Summary: . Now you've put all those abstract ideas, all that information you've gather into concrete form, called a plan. You've given thought to vision, discussed your objectives with others, looked at laws, costs, locations, competition and every other aspect of what it takes to start and run a dog day care and you are ready to prioritize. With the knowledge you've gained, with the support network you've garnered, and with the resources you've discovered, you have what you need to make the decisions about how to begin. Number the actions you need to take and set dates for accomplishment. Without a date attached for completion and a standard for achievement, a goal is worthless. Make sure you've put those action steps into your plan and remember this plan is a work in progress. It should be something reviewed, assessed and reworked often. Keep a calendar and your "to do" lists in front of you all the time.
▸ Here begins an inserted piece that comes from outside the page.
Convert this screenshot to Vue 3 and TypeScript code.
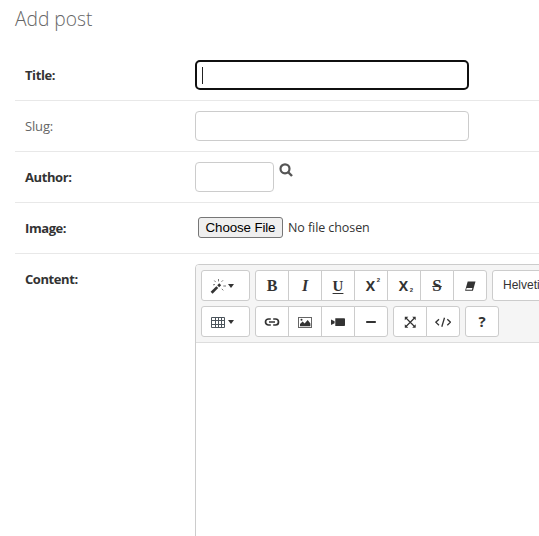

The success or failure of most businesses happens because of the lack of, or the excellence of, your preparation, research and planning. Keep in mind that the two things that will affect the future health of your dog day care will be your relationships with people - your employees, customers, and community members and how the business appears to the public. The physical plant, the employees, your honest and trustworthy work ethic, attitudes, and community efforts all play a part of your appearance. Don't let something small go unattended. Take care of every tiny problem or possible problem. If you do that, you will face fewer large problems. You will save time, money, and effort if you take care of little things and you will likely find more success in your dog day care business.